⟨

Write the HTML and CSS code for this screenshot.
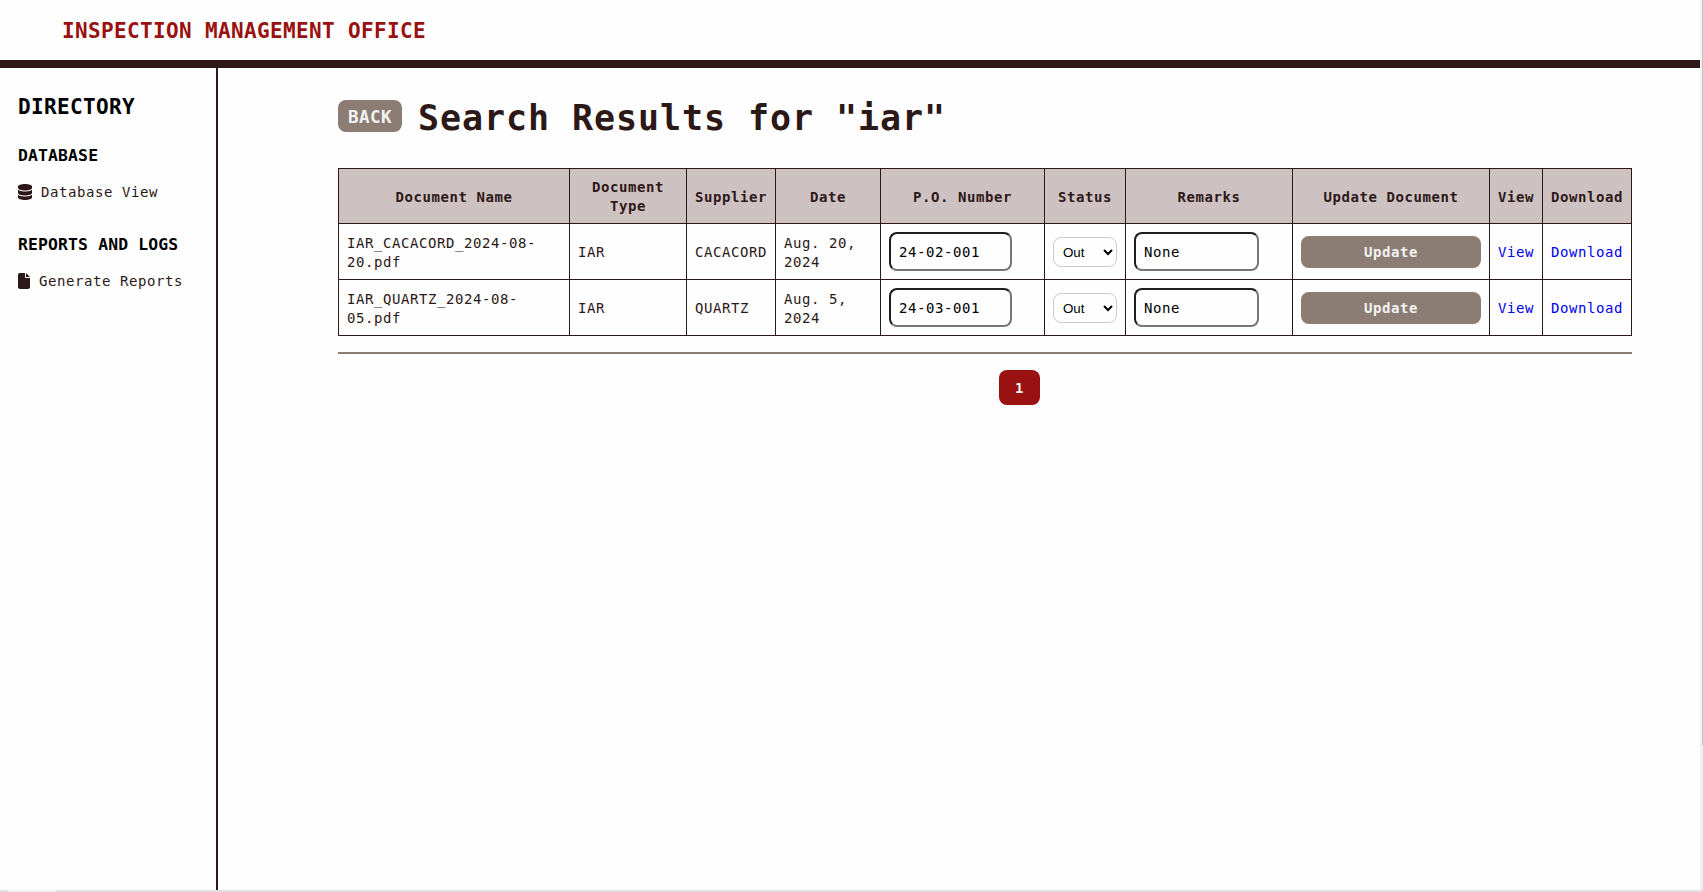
FILE: index.html
```html
<!DOCTYPE html>
<html lang="en">
<head>
<meta charset="utf-8">
<title>Inspection Management Office</title>
<link rel="stylesheet" href="styles.css">
</head>
<body>
<div class="frame">
  <div class="app">
    <header class="topbar"><h2 class="brand">INSPECTION MANAGEMENT OFFICE</h2></header>
    <div class="body">
      <nav class="sidebar">
        <h2 class="directory">DIRECTORY</h2>
        <h3 class="group">DATABASE</h3>
        <a class="nav-link"><svg class="icon-db" viewBox="0 0 448 512"><path d="M448 80v48c0 44.2-100.3 80-224 80S0 172.2 0 128V80C0 35.8 100.3 0 224 0S448 35.8 448 80zM393.2 214.7c20.8-7.4 39.9-16.9 54.8-28.6V288c0 44.2-100.3 80-224 80S0 332.2 0 288V186.1c14.9 11.8 34 21.2 54.8 28.6C99.7 230.7 159.5 240 224 240s124.3-9.3 169.2-25.3zM0 346.1c14.9 11.8 34 21.2 54.8 28.6C99.7 390.7 159.5 400 224 400s124.3-9.3 169.2-25.3c20.8-7.4 39.9-16.9 54.8-28.6V432c0 44.2-100.3 80-224 80S0 476.2 0 432V346.1z"/></svg><span>Database View</span></a>
        <h3 class="group group-reports">REPORTS AND LOGS</h3>
        <a class="nav-link"><svg class="icon-file" viewBox="0 0 384 512"><path d="M0 64C0 28.7 28.7 0 64 0H224V128c0 17.7 14.3 32 32 32H384V448c0 35.3-28.7 64-64 64H64c-35.3 0-64-28.7-64-64V64zm384 64H256V0L384 128z"/></svg><span>Generate Reports</span></a>
      </nav>
      <main class="content">
        <div class="heading"><button class="back">BACK</button><h1 class="title">Search Results for "iar"</h1></div>
        <table class="results">
          <colgroup><col class="c-name"><col class="c-type"><col class="c-supplier"><col class="c-date"><col class="c-po"><col class="c-status"><col class="c-remarks"><col class="c-update"><col class="c-view"><col class="c-download"></colgroup>
          <thead><tr><th>Document Name</th><th>Document Type</th><th>Supplier</th><th>Date</th><th>P.O. Number</th><th>Status</th><th>Remarks</th><th>Update Document</th><th>View</th><th>Download</th></tr></thead>
          <tbody>
            <tr><td>IAR_CACACORD_2024-08-<br>20.pdf</td><td>IAR</td><td>CACACORD</td><td>Aug. 20, 2024</td><td><input class="field po" value="24-02-001"></td><td><select class="status"><option>Out</option></select></td><td><input class="field remarks" value="None"></td><td><button class="update">Update</button></td><td><a class="link">View</a></td><td><a class="link">Download</a></td></tr>
            <tr><td>IAR_QUARTZ_2024-08-<br>05.pdf</td><td>IAR</td><td>QUARTZ</td><td>Aug. 5, 2024</td><td><input class="field po" value="24-03-001"></td><td><select class="status"><option>Out</option></select></td><td><input class="field remarks" value="None"></td><td><button class="update">Update</button></td><td><a class="link">View</a></td><td><a class="link">Download</a></td></tr>
          </tbody>
        </table>
        <hr class="rule">
        <div class="pagination"><a class="page">1</a></div>
      </main>
    </div>
  </div>
  <div class="scroll-y"><div class="thumb-y"></div></div>
  <div class="scroll-x"><div class="thumb-x"></div></div>
</div>
</body>
</html>
```
FILE: styles.css
```css
* { box-sizing: border-box; }
html, body { margin: 0; height: 100%; overflow: hidden; }
body {
  background: #fefefe;
  color: #2d1818;
  font-family: "DejaVu Sans Mono", monospace;
  font-size: 14px;
  letter-spacing: 0.57px;
  line-height: 19px;
}
h1, h2, h3 { margin: 0; }
.frame { display: grid; grid-template-columns: 1fr 3px; grid-template-rows: 1fr 2px; height: 892px; }
.app { display: flex; flex-direction: column; min-width: 0; }
.topbar { height: 68px; border-bottom: 8px solid #2d1818; padding: 17px 62px 0; }
.brand { font-size: 21px; line-height: 28px; letter-spacing: 0.36px; color: #991111; }
.body { flex: 1; display: flex; }
.sidebar { width: 218px; border-right: 2px solid #2d1818; padding: 25px 0 0 18px; white-space: nowrap; }
.directory { color: #000; font-size: 21px; line-height: 28px; letter-spacing: 0.36px; }
.group { color: #000; font-size: 16.4px; line-height: 22px; letter-spacing: 0.15px; margin-top: 24px; }
.group-reports { margin-top: 32px; }
.nav-link { display: flex; align-items: center; gap: 9px; height: 20px; margin-top: 15px; }
.nav-link svg { fill: #2d1818; height: 16px; flex: none; }
.icon-db { width: 14px; }
.icon-file { width: 12px; }
.content { flex: 1; padding: 25px 68px 0 120px; }
.heading { display: flex; align-items: center; gap: 16px; height: 47px; }
button { border: 0; border-radius: 8px; background: #8b7d73; color: #f2f2f2; font-family: inherit; font-weight: bold; padding: 0; height: 32px; }
.back { width: 64px; font-size: 17.5px; letter-spacing: 0.47px; margin-top: -1px; padding-top: 1px; }
.title { font-size: 35px; line-height: 47px; letter-spacing: 0.93px; padding-top: 3px; }
.results { width: 1294px; margin-top: 28px; table-layout: fixed; border-collapse: collapse; }
.results th, .results td { border: 1px solid #2d1818; padding: 9px 8px 7px; }
.results th { background: #cdc1c1; height: 55px; padding: 9px 4px 7px; }
.results td { height: 56px; text-align: left; vertical-align: middle; }
.c-name { width: 231px; }
.c-type { width: 117px; }
.c-supplier { width: 89px; }
.c-date { width: 105px; }
.c-po { width: 164px; }
.c-status { width: 81px; }
.c-remarks { width: 167px; }
.c-update { width: 197px; }
.c-view { width: 53px; }
.c-download { width: 89px; }
.field, .status, .update { display: block; margin: -1px 0 1px; }
.field { height: 39px; border: 2px solid; border-color: #1d1d1f #767676 #767676 #1d1d1f; border-radius: 8px; background: #fefefe; color: #000; font: inherit; letter-spacing: inherit; padding: 0 8px; }
.po { width: 123px; }
.remarks { width: 125px; }
.status { width: 64px; height: 30px; border: 1px solid #ccc; border-radius: 8px; background: #fefefe; color: #000; font-family: "Liberation Sans", Arial, sans-serif; font-size: 13.33px; padding: 1px 0 0 5px; }
.update { width: 180px; font-size: 14px; letter-spacing: 0.57px; }
.link { color: #0000ee; }
.rule { width: 1294px; height: 2px; border: 0; background: #8b7d73; margin: 16px 0; }
.pagination { display: flex; justify-content: center; width: 1294px; padding-left: 69px; }
.page { display: flex; align-items: center; justify-content: center; width: 41px; height: 35px; padding-top: 1px; border-radius: 8px; background: #991111; color: #f2f2f2; font-weight: bold; }
.scroll-y { background: #f0f0f0; padding-left: 2px; }
.thumb-y { height: 745px; background: #c1c1c1; }
.scroll-x { grid-column: 1 / 3; background: #e1e1e1; padding-left: 8px; }
.thumb-x { width: 48px; height: 2px; background: #f2f2f2; }
```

⟩

Your instructions »
All of the lines above should be retyped precisely, apart from the pictures.

Final result »
Write the HTML and CSS code for this screenshot.
FILE: index.html
```html
<!DOCTYPE html>
<html lang="en">
<head>
<meta charset="utf-8">
<title>Inspection Management Office</title>
<link rel="stylesheet" href="styles.css">
</head>
<body>
<div class="frame">
  <div class="app">
    <header class="topbar"><h2 class="brand">INSPECTION MANAGEMENT OFFICE</h2></header>
    <div class="body">
      <nav class="sidebar">
        <h2 class="directory">DIRECTORY</h2>
        <h3 class="group">DATABASE</h3>
        <a class="nav-link"><svg class="icon-db" viewBox="0 0 448 512"><path d="M448 80v48c0 44.2-100.3 80-224 80S0 172.2 0 128V80C0 35.8 100.3 0 224 0S448 35.8 448 80zM393.2 214.7c20.8-7.4 39.9-16.9 54.8-28.6V288c0 44.2-100.3 80-224 80S0 332.2 0 288V186.1c14.9 11.8 34 21.2 54.8 28.6C99.7 230.7 159.5 240 224 240s124.3-9.3 169.2-25.3zM0 346.1c14.9 11.8 34 21.2 54.8 28.6C99.7 390.7 159.5 400 224 400s124.3-9.3 169.2-25.3c20.8-7.4 39.9-16.9 54.8-28.6V432c0 44.2-100.3 80-224 80S0 476.2 0 432V346.1z"/></svg><span>Database View</span></a>
        <h3 class="group group-reports">REPORTS AND LOGS</h3>
        <a class="nav-link"><svg class="icon-file" viewBox="0 0 384 512"><path d="M0 64C0 28.7 28.7 0 64 0H224V128c0 17.7 14.3 32 32 32H384V448c0 35.3-28.7 64-64 64H64c-35.3 0-64-28.7-64-64V64zm384 64H256V0L384 128z"/></svg><span>Generate Reports</span></a>
      </nav>
      <main class="content">
        <div class="heading"><button class="back">BACK</button><h1 class="title">Search Results for "iar"</h1></div>
        <table class="results">
          <colgroup><col class="c-name"><col class="c-type"><col class="c-supplier"><col class="c-date"><col class="c-po"><col class="c-status"><col class="c-remarks"><col class="c-update"><col class="c-view"><col class="c-download"></colgroup>
          <thead><tr><th>Document Name</th><th>Document Type</th><th>Supplier</th><th>Date</th><th>P.O. Number</th><th>Status</th><th>Remarks</th><th>Update Document</th><th>View</th><th>Download</th></tr></thead>
          <tbody>
            <tr><td>IAR_CACACORD_2024-08-<br>20.pdf</td><td>IAR</td><td>CACACORD</td><td>Aug. 20, 2024</td><td><input class="field po" value="24-02-001"></td><td><select class="status"><option>Out</option></select></td><td><input class="field remarks" value="None"></td><td><button class="update">Update</button></td><td><a class="link">View</a></td><td><a class="link">Download</a></td></tr>
            <tr><td>IAR_QUARTZ_2024-08-<br>05.pdf</td><td>IAR</td><td>QUARTZ</td><td>Aug. 5, 2024</td><td><input class="field po" value="24-03-001"></td><td><select class="status"><option>Out</option></select></td><td><input class="field remarks" value="None"></td><td><button class="update">Update</button></td><td><a class="link">View</a></td><td><a class="link">Download</a></td></tr>
          </tbody>
        </table>
        <hr class="rule">
        <div class="pagination"><a class="page">1</a></div>
      </main>
    </div>
  </div>
  <div class="scroll-y"><div class="thumb-y"></div></div>
  <div class="scroll-x"><div class="thumb-x"></div></div>
</div>
</body>
</html>
```
FILE: styles.css
```css
* { box-sizing: border-box; }
html, body { margin: 0; height: 100%; overflow: hidden; }
body {
  background: #fefefe;
  color: #2d1818;
  font-family: "DejaVu Sans Mono", monospace;
  font-size: 14px;
  letter-spacing: 0.57px;
  line-height: 19px;
}
h1, h2, h3 { margin: 0; }
.frame { display: grid; grid-template-columns: 1fr 3px; grid-template-rows: 1fr 2px; height: 892px; }
.app { display: flex; flex-direction: column; min-width: 0; }
.topbar { height: 68px; border-bottom: 8px solid #2d1818; padding: 17px 62px 0; }
.brand { font-size: 21px; line-height: 28px; letter-spacing: 0.36px; color: #991111; }
.body { flex: 1; display: flex; }
.sidebar { width: 218px; border-right: 2px solid #2d1818; padding: 25px 0 0 18px; white-space: nowrap; }
.directory { color: #000; font-size: 21px; line-height: 28px; letter-spacing: 0.36px; }
.group { color: #000; font-size: 16.4px; line-height: 22px; letter-spacing: 0.15px; margin-top: 24px; }
.group-reports { margin-top: 32px; }
.nav-link { display: flex; align-items: center; gap: 9px; height: 20px; margin-top: 15px; }
.nav-link svg { fill: #2d1818; height: 16px; flex: none; }
.icon-db { width: 14px; }
.icon-file { width: 12px; }
.content { flex: 1; padding: 25px 68px 0 120px; }
.heading { display: flex; align-items: center; gap: 16px; height: 47px; }
button { border: 0; border-radius: 8px; background: #8b7d73; color: #f2f2f2; font-family: inherit; font-weight: bold; padding: 0; height: 32px; }
.back { width: 64px; font-size: 17.5px; letter-spacing: 0.47px; margin-top: -1px; padding-top: 1px; }
.title { font-size: 35px; line-height: 47px; letter-spacing: 0.93px; padding-top: 3px; }
.results { width: 1294px; margin-top: 28px; table-layout: fixed; border-collapse: collapse; }
.results th, .results td { border: 1px solid #2d1818; padding: 9px 8px 7px; }
.results th { background: #cdc1c1; height: 55px; padding: 9px 4px 7px; }
.results td { height: 56px; text-align: left; vertical-align: middle; }
.c-name { width: 231px; }
.c-type { width: 117px; }
.c-supplier { width: 89px; }
.c-date { width: 105px; }
.c-po { width: 164px; }
.c-status { width: 81px; }
.c-remarks { width: 167px; }
.c-update { width: 197px; }
.c-view { width: 53px; }
.c-download { width: 89px; }
.field, .status, .update { display: block; margin: -1px 0 1px; }
.field { height: 39px; border: 2px solid; border-color: #1d1d1f #767676 #767676 #1d1d1f; border-radius: 8px; background: #fefefe; color: #000; font: inherit; letter-spacing: inherit; padding: 0 8px; }
.po { width: 123px; }
.remarks { width: 125px; }
.status { width: 64px; height: 30px; border: 1px solid #ccc; border-radius: 8px; background: #fefefe; color: #000; font-family: "Liberation Sans", Arial, sans-serif; font-size: 13.33px; padding: 1px 0 0 5px; }
.update { width: 180px; font-size: 14px; letter-spacing: 0.57px; }
.link { color: #0000ee; }
.rule { width: 1294px; height: 2px; border: 0; background: #8b7d73; margin: 16px 0; }
.pagination { display: flex; justify-content: center; width: 1294px; padding-left: 69px; }
.page { display: flex; align-items: center; justify-content: center; width: 41px; height: 35px; padding-top: 1px; border-radius: 8px; background: #991111; color: #f2f2f2; font-weight: bold; }
.scroll-y { background: #f0f0f0; padding-left: 2px; }
.thumb-y { height: 745px; background: #c1c1c1; }
.scroll-x { grid-column: 1 / 3; background: #e1e1e1; padding-left: 8px; }
.thumb-x { width: 48px; height: 2px; background: #f2f2f2; }
```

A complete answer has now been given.